■ **Short task**: Your task is to repeat the lines below exactly, excluding any pictures they contain.
──────────
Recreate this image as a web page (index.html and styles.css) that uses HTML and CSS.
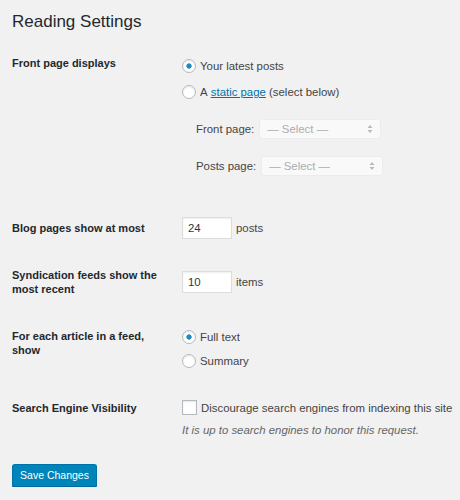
FILE: index.html
```html
<!DOCTYPE html>
<html lang="en">
<head>
<meta charset="utf-8">
<title>Reading Settings</title>
<link rel="stylesheet" href="styles.css">
</head>
<body>
<div class="wrap">
  <h1 class="title">Reading Settings</h1>

  <div class="row row-front">
    <div class="th">Front page displays</div>
    <div class="td">
      <label class="choice"><input type="radio" name="front" class="radio" checked> Your latest posts</label>
      <label class="choice choice-gap"><input type="radio" name="front" class="radio"> A&nbsp;<a href="#" class="link">static page</a>&nbsp;(select below)</label>
      <div class="pick pick-first">
        <span class="pick-label">Front page:</span>
        <div class="select">
          <span>— Select —</span>
          <svg class="arrows" width="6" height="10" viewBox="0 0 6 10"><path d="M3 1 L5.5 4 L0.5 4 Z M3 9 L5.5 6 L0.5 6 Z" fill="#b4b9be"/></svg>
        </div>
      </div>
      <div class="pick pick-second">
        <span class="pick-label">Posts page:</span>
        <div class="select">
          <span>— Select —</span>
          <svg class="arrows" width="6" height="10" viewBox="0 0 6 10"><path d="M3 1 L5.5 4 L0.5 4 Z M3 9 L5.5 6 L0.5 6 Z" fill="#b4b9be"/></svg>
        </div>
      </div>
    </div>
  </div>

  <div class="row row-blog">
    <div class="th th-blog">Blog pages show at most</div>
    <div class="td inline">
      <input type="text" class="num" value="24"> <span>posts</span>
    </div>
  </div>

  <div class="row row-feed">
    <div class="th">Syndication feeds show the most recent</div>
    <div class="td inline td-feed">
      <input type="text" class="num" value="10"> <span>items</span>
    </div>
  </div>

  <div class="row row-article">
    <div class="th th-article">For each article in a feed, show</div>
    <div class="td">
      <label class="choice"><input type="radio" name="article" class="radio" checked> Full text</label>
      <label class="choice choice-gap-sm"><input type="radio" name="article" class="radio"> Summary</label>
    </div>
  </div>

  <div class="row row-search">
    <div class="th th-search">Search Engine Visibility</div>
    <div class="td">
      <label class="choice"><input type="checkbox" class="check"> Discourage search engines from indexing this site</label>
      <p class="desc">It is up to search engines to honor this request.</p>
    </div>
  </div>

  <button type="button" class="button">Save Changes</button>
</div>
</body>
</html>
```

FILE: styles.css
```css
html, body {
  margin: 0;
  padding: 0;
  background: #f1f1f1;
}

body {
  font-family: "Liberation Sans", Arial, Helvetica, sans-serif;
  color: #23282d;
}

.wrap {
  padding: 12px 12px 0 12px;
}

.title {
  margin: 0;
  font-size: 17px;
  line-height: 20px;
  font-weight: 400;
  color: #23282d;
}

.row {
  display: flex;
  align-items: flex-start;
}

.th {
  width: 160px;
  flex: none;
  font-size: 11px;
  line-height: 14px;
  font-weight: 700;
  color: #23282d;
}

.td {
  padding-left: 10px;
  font-size: 11.4px;
  color: #444;
}

.row-front { margin-top: 24px; }
.row-front .td { padding-top: 1px; }

.row-blog { margin-top: 41px; }
.th-blog { padding-top: 4px; }

.row-feed { margin-top: 29px; }
.td-feed { padding-top: 3px; }

.row-article { margin-top: 31px; }
.th-article { padding-top: 2px; }
.row-article .td { padding-top: 1px; }

.row-search { margin-top: 29px; }
.th-search { padding-top: 2px; }

.choice {
  display: flex;
  align-items: center;
  height: 18px;
  line-height: 18px;
  white-space: nowrap;
}

.choice-gap { margin-top: 8px; }
.choice-gap-sm { margin-top: 6px; }

.radio {
  -webkit-appearance: none;
  appearance: none;
  margin: 0 4px 0 0;
  width: 14px;
  height: 14px;
  border: 1px solid #b4b9be;
  border-radius: 50%;
  background: #fff;
  box-shadow: inset 0 1px 2px rgba(0, 0, 0, 0.1);
  flex: none;
}

.radio:checked {
  background: radial-gradient(circle, #1e8cbe 0 2.3px, #fff 3px);
}

.check {
  -webkit-appearance: none;
  appearance: none;
  margin: -2px 4px 0 0;
  width: 15px;
  height: 15px;
  border: 1px solid #b4b9be;
  background: #fff;
  box-shadow: inset 0 1px 2px rgba(0, 0, 0, 0.1);
  flex: none;
}

.link {
  color: #0073aa;
  text-decoration: underline;
}

.pick {
  display: flex;
  align-items: center;
  padding-left: 14px;
  height: 20px;
  line-height: 20px;
}

.pick-first { margin-top: 18px; }
.pick-second { margin-top: 17px; }

.pick-label {
  margin-right: 5px;
}

.select {
  box-sizing: border-box;
  width: 122px;
  height: 20px;
  display: flex;
  align-items: center;
  justify-content: space-between;
  padding: 0 7px 0 7px;
  background: #f9f9f9;
  border: 1px solid #ececec;
  border-radius: 3px;
  color: #a9adb1;
}

.arrows {
  display: block;
}

.inline {
  display: flex;
  align-items: center;
}

.num {
  box-sizing: border-box;
  width: 50px;
  height: 22px;
  margin: 0 4px 0 0;
  padding: 0 5px;
  border: 1px solid #ddd;
  background: #fff;
  box-shadow: inset 0 1px 2px rgba(0, 0, 0, 0.07);
  font-family: "Liberation Sans", Arial, sans-serif;
  font-size: 11.4px;
  color: #32373c;
  outline: none;
}

.desc {
  margin: 5px 0 0 0;
  font-size: 11.4px;
  line-height: 16px;
  font-style: italic;
  color: #666;
}

.button {
  display: block;
  margin-top: 26px;
  box-sizing: border-box;
  width: 85px;
  height: 23px;
  padding: 0;
  background: #0085ba;
  border: 1px solid #0073aa;
  border-bottom-color: #006799;
  border-radius: 3px;
  box-shadow: 0 1px 0 #006799;
  color: #fff;
  font-family: "Liberation Sans", Arial, sans-serif;
  font-size: 10.5px;
  line-height: 21px;
  text-align: center;
  cursor: pointer;
}
```
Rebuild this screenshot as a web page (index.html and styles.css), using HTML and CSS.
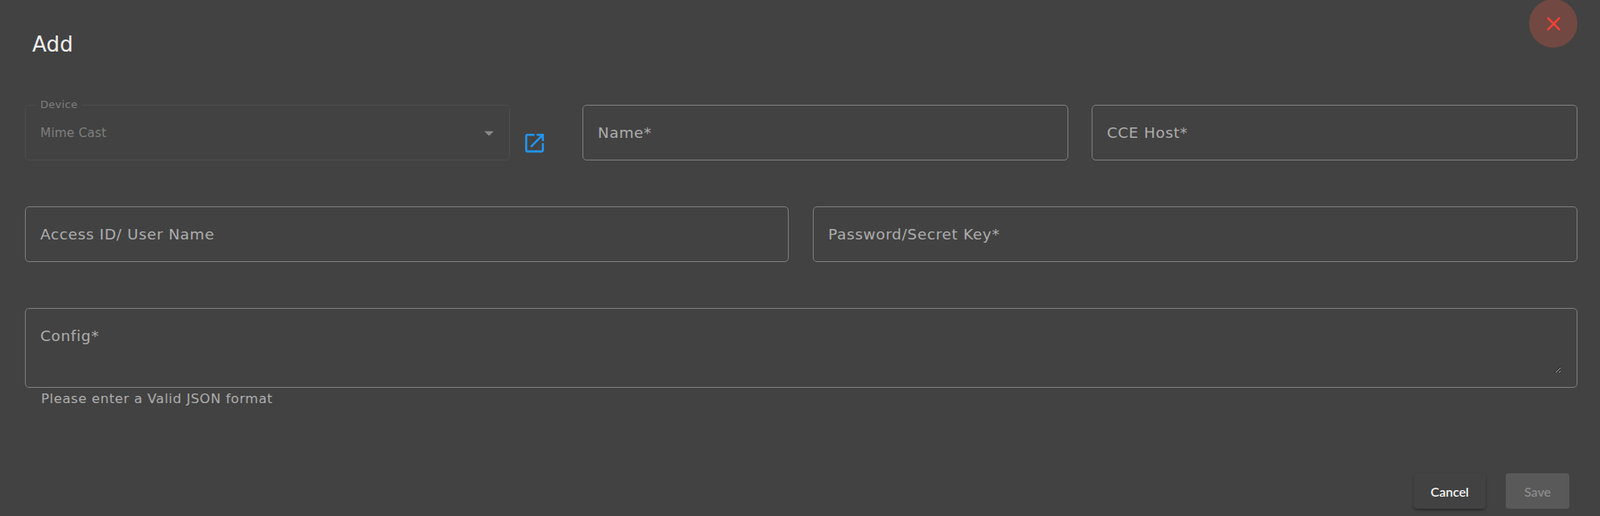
──────────
■ **Output for this task**:
Recreate this image as a web page (index.html and styles.css) that uses HTML and CSS.
FILE: index.html
```html
<!DOCTYPE html>
<html lang="en">
<head>
<meta charset="utf-8">
<title>Reading Settings</title>
<link rel="stylesheet" href="styles.css">
</head>
<body>
<div class="wrap">
  <h1 class="title">Reading Settings</h1>

  <div class="row row-front">
    <div class="th">Front page displays</div>
    <div class="td">
      <label class="choice"><input type="radio" name="front" class="radio" checked> Your latest posts</label>
      <label class="choice choice-gap"><input type="radio" name="front" class="radio"> A&nbsp;<a href="#" class="link">static page</a>&nbsp;(select below)</label>
      <div class="pick pick-first">
        <span class="pick-label">Front page:</span>
        <div class="select">
          <span>— Select —</span>
          <svg class="arrows" width="6" height="10" viewBox="0 0 6 10"><path d="M3 1 L5.5 4 L0.5 4 Z M3 9 L5.5 6 L0.5 6 Z" fill="#b4b9be"/></svg>
        </div>
      </div>
      <div class="pick pick-second">
        <span class="pick-label">Posts page:</span>
        <div class="select">
          <span>— Select —</span>
          <svg class="arrows" width="6" height="10" viewBox="0 0 6 10"><path d="M3 1 L5.5 4 L0.5 4 Z M3 9 L5.5 6 L0.5 6 Z" fill="#b4b9be"/></svg>
        </div>
      </div>
    </div>
  </div>

  <div class="row row-blog">
    <div class="th th-blog">Blog pages show at most</div>
    <div class="td inline">
      <input type="text" class="num" value="24"> <span>posts</span>
    </div>
  </div>

  <div class="row row-feed">
    <div class="th">Syndication feeds show the most recent</div>
    <div class="td inline td-feed">
      <input type="text" class="num" value="10"> <span>items</span>
    </div>
  </div>

  <div class="row row-article">
    <div class="th th-article">For each article in a feed, show</div>
    <div class="td">
      <label class="choice"><input type="radio" name="article" class="radio" checked> Full text</label>
      <label class="choice choice-gap-sm"><input type="radio" name="article" class="radio"> Summary</label>
    </div>
  </div>

  <div class="row row-search">
    <div class="th th-search">Search Engine Visibility</div>
    <div class="td">
      <label class="choice"><input type="checkbox" class="check"> Discourage search engines from indexing this site</label>
      <p class="desc">It is up to search engines to honor this request.</p>
    </div>
  </div>

  <button type="button" class="button">Save Changes</button>
</div>
</body>
</html>
```

FILE: styles.css
```css
html, body {
  margin: 0;
  padding: 0;
  background: #f1f1f1;
}

body {
  font-family: "Liberation Sans", Arial, Helvetica, sans-serif;
  color: #23282d;
}

.wrap {
  padding: 12px 12px 0 12px;
}

.title {
  margin: 0;
  font-size: 17px;
  line-height: 20px;
  font-weight: 400;
  color: #23282d;
}

.row {
  display: flex;
  align-items: flex-start;
}

.th {
  width: 160px;
  flex: none;
  font-size: 11px;
  line-height: 14px;
  font-weight: 700;
  color: #23282d;
}

.td {
  padding-left: 10px;
  font-size: 11.4px;
  color: #444;
}

.row-front { margin-top: 24px; }
.row-front .td { padding-top: 1px; }

.row-blog { margin-top: 41px; }
.th-blog { padding-top: 4px; }

.row-feed { margin-top: 29px; }
.td-feed { padding-top: 3px; }

.row-article { margin-top: 31px; }
.th-article { padding-top: 2px; }
.row-article .td { padding-top: 1px; }

.row-search { margin-top: 29px; }
.th-search { padding-top: 2px; }

.choice {
  display: flex;
  align-items: center;
  height: 18px;
  line-height: 18px;
  white-space: nowrap;
}

.choice-gap { margin-top: 8px; }
.choice-gap-sm { margin-top: 6px; }

.radio {
  -webkit-appearance: none;
  appearance: none;
  margin: 0 4px 0 0;
  width: 14px;
  height: 14px;
  border: 1px solid #b4b9be;
  border-radius: 50%;
  background: #fff;
  box-shadow: inset 0 1px 2px rgba(0, 0, 0, 0.1);
  flex: none;
}

.radio:checked {
  background: radial-gradient(circle, #1e8cbe 0 2.3px, #fff 3px);
}

.check {
  -webkit-appearance: none;
  appearance: none;
  margin: -2px 4px 0 0;
  width: 15px;
  height: 15px;
  border: 1px solid #b4b9be;
  background: #fff;
  box-shadow: inset 0 1px 2px rgba(0, 0, 0, 0.1);
  flex: none;
}

.link {
  color: #0073aa;
  text-decoration: underline;
}

.pick {
  display: flex;
  align-items: center;
  padding-left: 14px;
  height: 20px;
  line-height: 20px;
}

.pick-first { margin-top: 18px; }
.pick-second { margin-top: 17px; }

.pick-label {
  margin-right: 5px;
}

.select {
  box-sizing: border-box;
  width: 122px;
  height: 20px;
  display: flex;
  align-items: center;
  justify-content: space-between;
  padding: 0 7px 0 7px;
  background: #f9f9f9;
  border: 1px solid #ececec;
  border-radius: 3px;
  color: #a9adb1;
}

.arrows {
  display: block;
}

.inline {
  display: flex;
  align-items: center;
}

.num {
  box-sizing: border-box;
  width: 50px;
  height: 22px;
  margin: 0 4px 0 0;
  padding: 0 5px;
  border: 1px solid #ddd;
  background: #fff;
  box-shadow: inset 0 1px 2px rgba(0, 0, 0, 0.07);
  font-family: "Liberation Sans", Arial, sans-serif;
  font-size: 11.4px;
  color: #32373c;
  outline: none;
}

.desc {
  margin: 5px 0 0 0;
  font-size: 11.4px;
  line-height: 16px;
  font-style: italic;
  color: #666;
}

.button {
  display: block;
  margin-top: 26px;
  box-sizing: border-box;
  width: 85px;
  height: 23px;
  padding: 0;
  background: #0085ba;
  border: 1px solid #0073aa;
  border-bottom-color: #006799;
  border-radius: 3px;
  box-shadow: 0 1px 0 #006799;
  color: #fff;
  font-family: "Liberation Sans", Arial, sans-serif;
  font-size: 10.5px;
  line-height: 21px;
  text-align: center;
  cursor: pointer;
}
```
Rebuild this screenshot as a web page (index.html and styles.css), using HTML and CSS.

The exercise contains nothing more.